Con l'Imperivm quel gesto era diventato giusto rivolgerlo al Padre dell'Umanità. Ottantottomila-ottocento-ed-ottantotto schede erano dedicate a comporre la Sua Maestà Incarnata, l'Imperatore-Dio che dominava la vetrata stando al suo centro esatto. Sul palmo della mano destra, avvolta in un guanto d'arme che splendeva di tinte auree, Egli sorreggeva con paterna, rassicurante fermezza la Sacra Terra e il suo naturale satellite, la bianca Luna. Erano custodite dal tenue lampeggio di due circoli di scintillanti eliche di DNA umano alternate a trionfali Bicefale Aquile Imperiali, così quattro volte ripetute sempre in identiche posizioni.
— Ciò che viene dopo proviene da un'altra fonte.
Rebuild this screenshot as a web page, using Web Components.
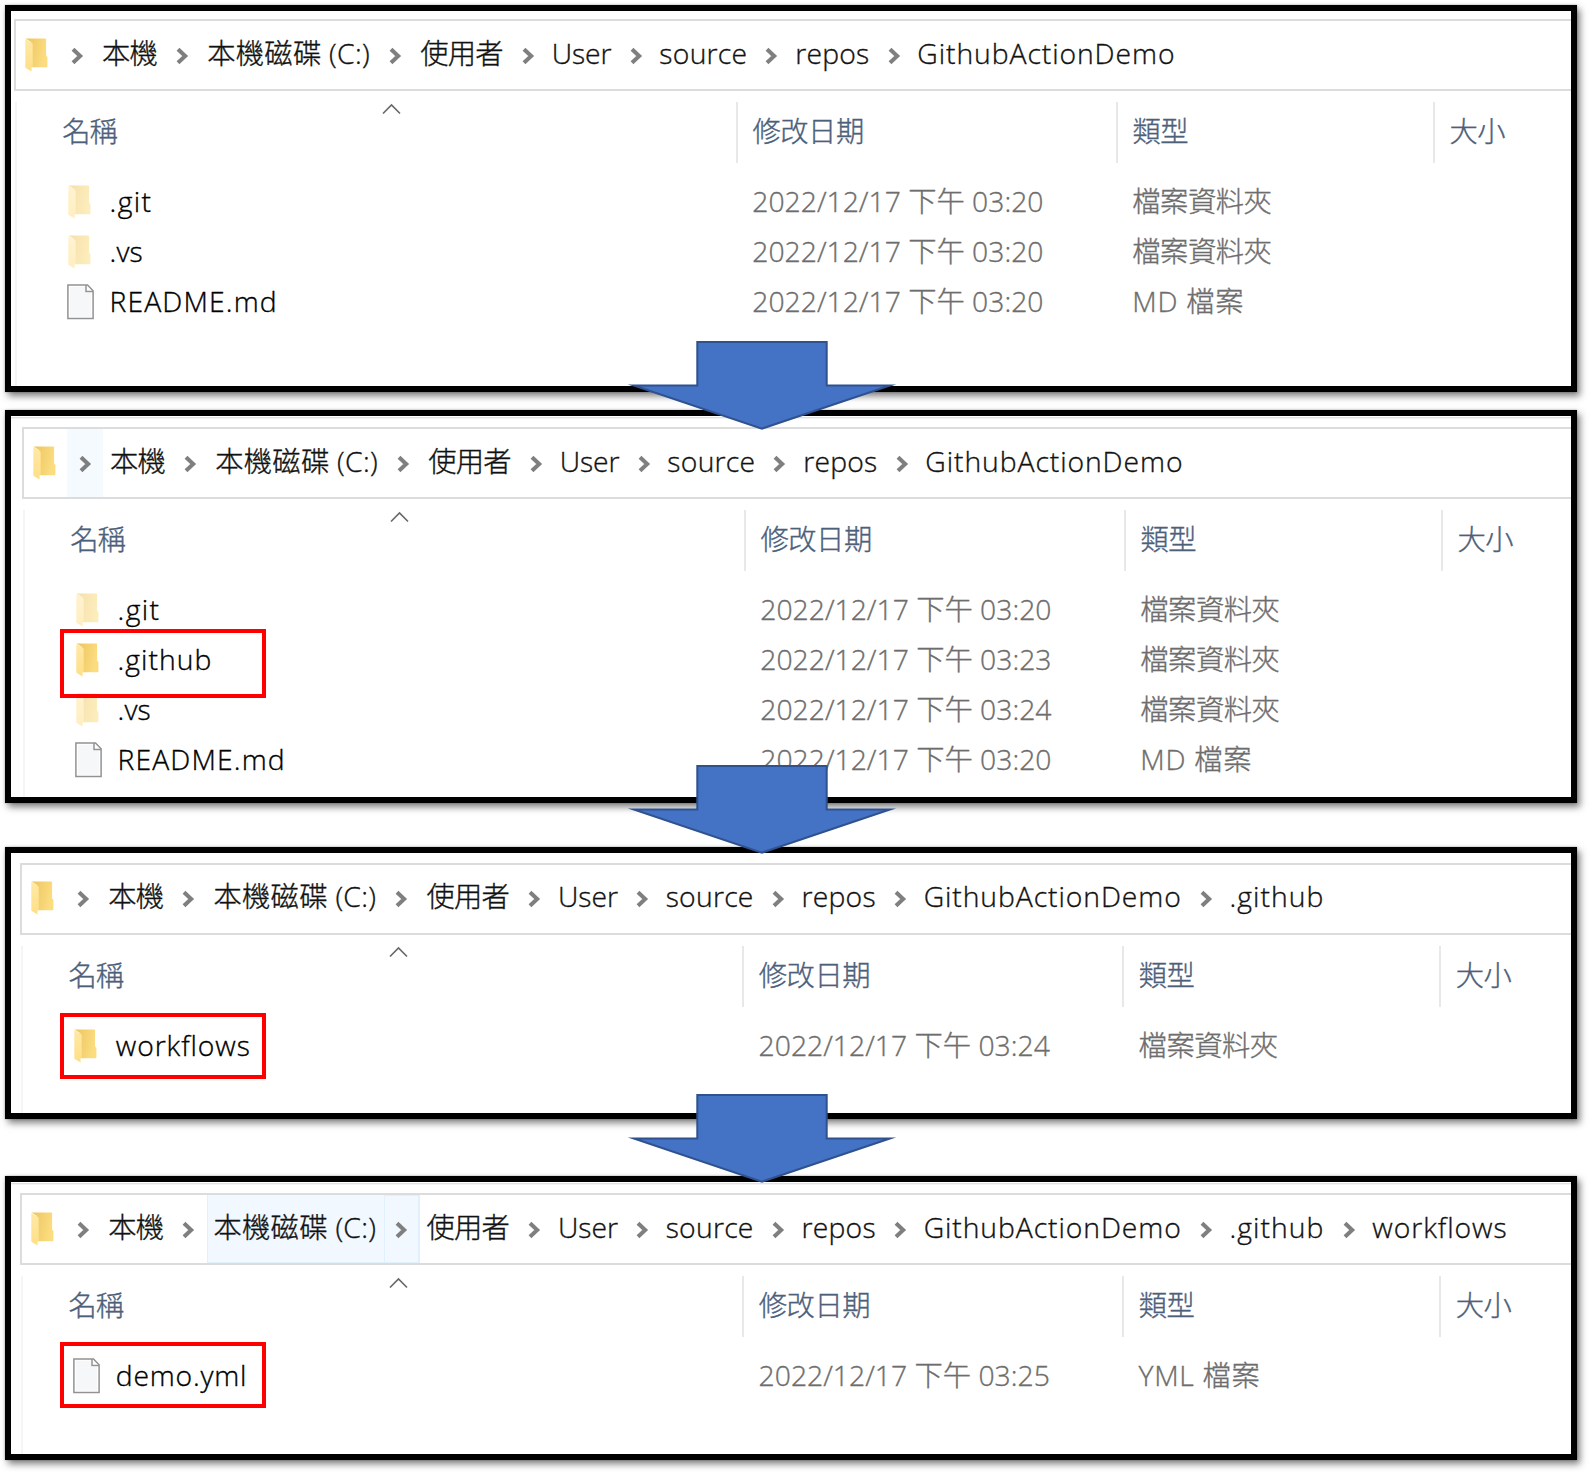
<!DOCTYPE html>
<html lang="zh-Hant">
<head>
<meta charset="utf-8">
<title>GithubActionDemo</title>
<style>
  body { margin: 0; background: #fff; font-family: "Open Sans", "Noto Sans CJK TC", sans-serif; }
</style>
</head>
<body>
<folder-steps></folder-steps>

<script>
const FONT = `font: 300 28.3px/40px "Open Sans", "Noto Sans CJK TC", sans-serif;-webkit-text-stroke:.35px currentColor;`;
let gid = 0;

class UiBase extends HTMLElement {
  paint(html) {
    if (!this.shadowRoot) this.attachShadow({ mode: 'open' });
    this.shadowRoot.innerHTML = html;
  }
}

/* Text run; an optional width spreads the letters to that advance. */
class FitText extends UiBase {
  connectedCallback() {
    this.paint(`<style>:host{display:block;white-space:pre}span{display:inline-block}</style><span><slot></slot></span>`);
    const w = parseFloat(this.getAttribute('w'));
    if (!w) return;
    const span = this.shadowRoot.querySelector('span');
    const n = this.textContent.length;
    span.style.letterSpacing = ((w - span.getBoundingClientRect().width) / n).toFixed(3) + 'px';
  }
}
customElements.define('fit-text', FitText);

class FolderIcon extends UiBase {
  connectedCallback() {
    const a = 'f' + (++gid), b = 'g' + gid;
    this.paint(`<style>:host{display:block;width:23px;height:34px}:host([faded]){opacity:.52}svg{display:block}</style>
    <svg width="23" height="34" viewBox="0 0 23 34">
      <defs>
        <linearGradient id="${a}" x1="0" y1="0" x2="1" y2="0.25"><stop offset="0" stop-color="#eec45a"/><stop offset=".45" stop-color="#f3cf6e"/><stop offset="1" stop-color="#fbdd80"/></linearGradient>
        <linearGradient id="${b}" x1="0" y1="0" x2="0" y2="1"><stop offset="0" stop-color="#ffe9a6"/><stop offset="1" stop-color="#ffdf87"/></linearGradient>
      </defs>
      <path d="M.6.5H20.3a.8.8 0 0 1 .8.8V17.5l1.3 1.6V28.4a.8.8 0 0 1-.8.8H6V4z" fill="url(#${a})"/>
      <path d="M.3 1 6.4 4.6a2.400 2.400 0 0 1 1.300 2V28.600L6.600 29.200V33.600L1.100 30.200a1.400 1.400 0 0 1-.8-1.200z" fill="url(#${b})"/>
    </svg>`);
  }
}
customElements.define('folder-icon', FolderIcon);

class FileIcon extends UiBase {
  connectedCallback() {
    this.paint(`<style>:host{display:block;width:27px;height:36px}svg{display:block}</style>
    <svg width="27" height="36" viewBox="0 0 27 36">
      <path d="M.9.9H20.500L26.100 6.800V34.600H.9z" fill="#fff" stroke="#929292" stroke-width="1.500"/>
      <path d="M2.800 2.800H18V9H24.200V32.800H2.800z" fill="#f5f7f8"/>
      <path d="M19 1V7.600H26" fill="none" stroke="#929292" stroke-width="1.500"/>
    </svg>`);
  }
}
customElements.define('file-icon', FileIcon);

class CrumbArrow extends UiBase {
  connectedCallback() {
    this.paint(`<style>:host{display:flex;box-sizing:border-box;width:36px;height:68px;align-items:center;justify-content:center}
      :host([hot=soft]){background:#f5faff}
      :host([hot=on]){background:#f1f8ff;border:1px solid #e0f0fd;border-right-width:2px}
      svg{display:block;margin-top:1px}</style>
    <svg width="13" height="18" viewBox="0 0 13 18"><path d="M2 2.200 9.200 9 2 15.800" fill="none" stroke="#7f7f7f" stroke-width="4"/></svg>`);
  }
}
customElements.define('crumb-arrow', CrumbArrow);

class CrumbPart extends UiBase {
  connectedCallback() {
    const w = +this.getAttribute('w');
    const latin = /^[\x00-\x7f]+$/.test(this.getAttribute('label'));
    this.paint(`<style>:host{display:flex;box-sizing:border-box;width:${w}px;height:68px;align-items:center;padding-left:${latin ? 5.3 : 6.8}px;color:#111;${FONT}}
      :host([hot]){background:#f1f8ff;box-shadow:inset 1px 0 #e0f0fd,inset 0 -1px #e0f0fd}
      fit-text{margin-top:-5px}</style>
    <fit-text w="${w - (latin ? 11.8 : 14.3)}">${this.getAttribute('label')}</fit-text>`);
  }
}
customElements.define('crumb-part', CrumbPart);

const CRUMBS = [['本機', 69.2], ['本機磁碟 (C:)', 177], ['使用者', 97], ['User', 71.7], ['source', 99.8],
  ['repos', 86.2], ['GithubActionDemo', 269.9], ['.github', 106.8], ['workflows', 147]];

class AddressBar extends UiBase {
  connectedCallback() {
    const depth = +this.getAttribute('depth'), hot = this.getAttribute('hot');
    const parts = CRUMBS.slice(0, depth).map(([t, w], i) => {
      const before = hot === 'root' && i === 0 ? 'hot="soft"' : hot === 'disk' && i === 2 ? 'hot="on"' : '';
      return `<crumb-arrow ${before}></crumb-arrow><crumb-part label="${t}" w="${w}" ${hot === 'disk' && i === 1 ? 'hot' : ''}></crumb-part>`;
    }).join('');
    this.paint(`<style>:host{display:flex;box-sizing:border-box;height:72px;border:2px solid #dcdcdc;border-right:0;align-items:center;padding-left:9px}
      folder-icon{flex:none;margin:-1px 11.200px 0 0}crumb-arrow,crumb-part{flex:none}</style>
    <folder-icon></folder-icon>${parts}`);
  }
}
customElements.define('address-bar', AddressBar);

const GRID = 'display:grid;grid-template-columns:722px 380px 317px 1fr;';

class ListHeader extends UiBase {
  connectedCallback() {
    this.paint(`<style>:host{${GRID}height:61px;color:#4c607a;${FONT}}
      div{box-sizing:border-box;border-left:2px solid #e8e8e8;padding:9px 0 0 14.500px}
      .name{border:0;padding:9px 0 0 48.300px;display:flex}
      svg{margin:-8.500px 0 0 265.500px}</style>
    <div class="name"><fit-text w="54.500">名稱</fit-text><svg width="19" height="12" viewBox="0 0 19 12"><path d="M1 10.500 9.500 2 18 10.500" fill="none" stroke="#6a6a6a" stroke-width="1.700"/></svg></div>
    <div><fit-text w="111.200">修改日期</fit-text></div><div><fit-text w="55.500">類型</fit-text></div><div><fit-text w="55.500">大小</fit-text></div>`);
  }
}
customElements.define('list-header', ListHeader);

class FileRow extends UiBase {
  connectedCallback() {
    const g = k => this.getAttribute(k);
    const icon = g('kind') === 'file' ? '<file-icon></file-icon>' : `<folder-icon ${g('kind') === 'hidden' ? 'faded' : ''}></folder-icon>`;
    this.paint(`<style>:host{${GRID}height:50px;align-items:center;color:#6d6d6d;${FONT}}
      .name{display:flex;align-items:center;color:#000;padding-left:53px}
      .icon{width:27px;display:flex;justify-content:center;margin-right:15.500px}
      .icon folder-icon{margin-left:-2px}
      .cell{padding-left:16.300px}fit-text{margin-top:-2px}</style>
    <div class="name"><div class="icon">${icon}</div><fit-text w="${g('nw')}">${g('name')}</fit-text></div>
    <div class="cell"><fit-text w="291.200">2022/12/17 下午 ${g('time')}</fit-text></div>
    <div class="cell"><fit-text w="${g('tw')}">${g('type')}</fit-text></div><div></div>`);
  }
}
customElements.define('file-row', FileRow);

class ExplorerPanel extends UiBase {
  connectedCallback() {
    const g = k => this.getAttribute(k);
    this.paint(`<style>
      :host{display:flex;flex-direction:column;box-sizing:border-box;width:1572px;height:${g('h')}px;border:6px solid #000;background:#fff;
        padding:${g('y')}px 0 0 ${g('x')}px;box-shadow:0 0 2px rgba(0,0,0,.3),3px 4px 7px rgba(0,0,0,.5)}
      :host([edge]){background:linear-gradient(#fff 1px,#dfe1e3 1px 2px,#f4f4f4 2px 3px,#fff 3px)}
      .list{flex:1;margin-top:11px;background:linear-gradient(90deg,transparent 1px,#f5f5f5 1px 3px,transparent 3px)}
      .rows{margin-top:14px}</style>
    <address-bar depth="${g('depth')}" hot="${g('hot') || ''}"></address-bar>
    <div class="list"><list-header></list-header><div class="rows"><slot></slot></div></div>`);
  }
}
customElements.define('explorer-panel', ExplorerPanel);

class DownArrow extends UiBase {
  connectedCallback() {
    this.paint(`<style>:host{position:absolute;left:625px;top:${this.getAttribute('top')}px;width:272px;height:92px}svg{display:block}</style>
    <svg width="272" height="92" viewBox="0 0 272 92"><path d="M72.300 2H201.700V45.500H265L136.900 88.700 8.800 45.500H72.300z" fill="#4472c4" stroke="#2f528f" stroke-width="2" stroke-miterlimit="8"/></svg>`);
  }
}
customElements.define('down-arrow', DownArrow);

class RedFrame extends UiBase {
  connectedCallback() {
    this.paint(`<style>:host{position:absolute;box-sizing:border-box;left:60px;width:206px;top:${this.getAttribute('top')}px;height:${this.getAttribute('h')}px;border:4px solid #f00}</style>`);
  }
}
customElements.define('red-frame', RedFrame);

class FolderSteps extends UiBase {
  connectedCallback() {
    const row = (kind, name, nw, time, type = '檔案資料夾', tw = 139) =>
      `<file-row kind="${kind}" name="${name}" nw="${nw}" time="${time}" type="${type}" tw="${tw}"></file-row>`;
    this.paint(`<style>:host{display:flex;flex-direction:column;position:relative;box-sizing:border-box;width:1590px;height:1473px;padding:5px 0 0 5px;overflow:hidden}
      explorer-panel{flex:none}.b{margin-top:18px}.c{margin-top:44px}.d{margin-top:57px}</style>
    <explorer-panel h="387" x="3" y="8" depth="7">
      ${row('hidden', '.git', 43, '03:20')}${row('hidden', '.vs', 33.5, '03:20')}${row('file', 'README.md', 168.3, '03:20', 'MD 檔案', 112)}
    </explorer-panel>
    <explorer-panel class="b" h="393" x="11" y="11" depth="7" hot="root" edge>
      ${row('hidden', '.git', 43, '03:20')}${row('folder', '.github', 95, '03:23')}${row('hidden', '.vs', 33.5, '03:24')}${row('file', 'README.md', 168.3, '03:20', 'MD 檔案', 112)}
    </explorer-panel>
    <explorer-panel class="c" h="272" x="9.3" y="9.5" depth="8">${row('folder', 'workflows', 135, '03:24')}</explorer-panel>
    <explorer-panel class="d" h="284" x="9.3" y="11" depth="9" hot="disk" edge>${row('file', 'demo.yml', 131.5, '03:25', 'YML 檔案', 122)}</explorer-panel>
    <red-frame top="629" h="69"></red-frame><red-frame top="1013" h="66"></red-frame><red-frame top="1342" h="66"></red-frame>
    <down-arrow top="340"></down-arrow><down-arrow top="764"></down-arrow><down-arrow top="1093"></down-arrow>`);
  }
}
customElements.define('folder-steps', FolderSteps);
</script>
</body>
</html>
Fieramente in posa, bardato dalla sua armatura potenziata d'oro purissimo decorato finemente ornata da iscrizioni e preghiere a Lui rivolte, il Signore del Genere Umano piantava la Sua spada nel pavimento del mosaico.

La lama era lunga ed ampia, quella di uno spadone ad una mano e mezza, del colore dal sangue umano, inondata con muta furia da guizzi di fuoco e la guardia era stata forgiata a forma di ruggente Aquila Imperiale.

Dal collo dell'impugnatura garrivano al vento, come tanti drappi di vessillo, un monile a forma d'elica di DNA umano, una coppia di piccolissime pietre che apparivano perfettamente tonde e una metallica, splendente Aquila Imperiale a due teste. ferma nell'atto di ruggire.

Incappucciato in una tonaca scura, gobbo e chino con ambo le mani strette su di un bastone la cui era incendiata da un fulmine imprigionato, Malcador l'Eroe stentava a raggiungere l'altezza del fianco del Suo sommo signore ed Imperatore.

Un coro di figure adombrate e incappucciate, della quale lui e la Madre Terra erano compagni ma anche unici visibile, costituivano un arco di servitori pronti ai Suoi ordini.

Era sotto di loro che si stagliava, impressa in rubini sul marmo che incassava la vetrata a mosaico, una frase che i suoi insegnanti le avevano detto essere una pietra miliare della Magna Historia dell'Imperivm.

"Non esiste un sacrificio troppo grande da compiere. Non esiste un tradimento così insignificante da poter essere lasciato impunito."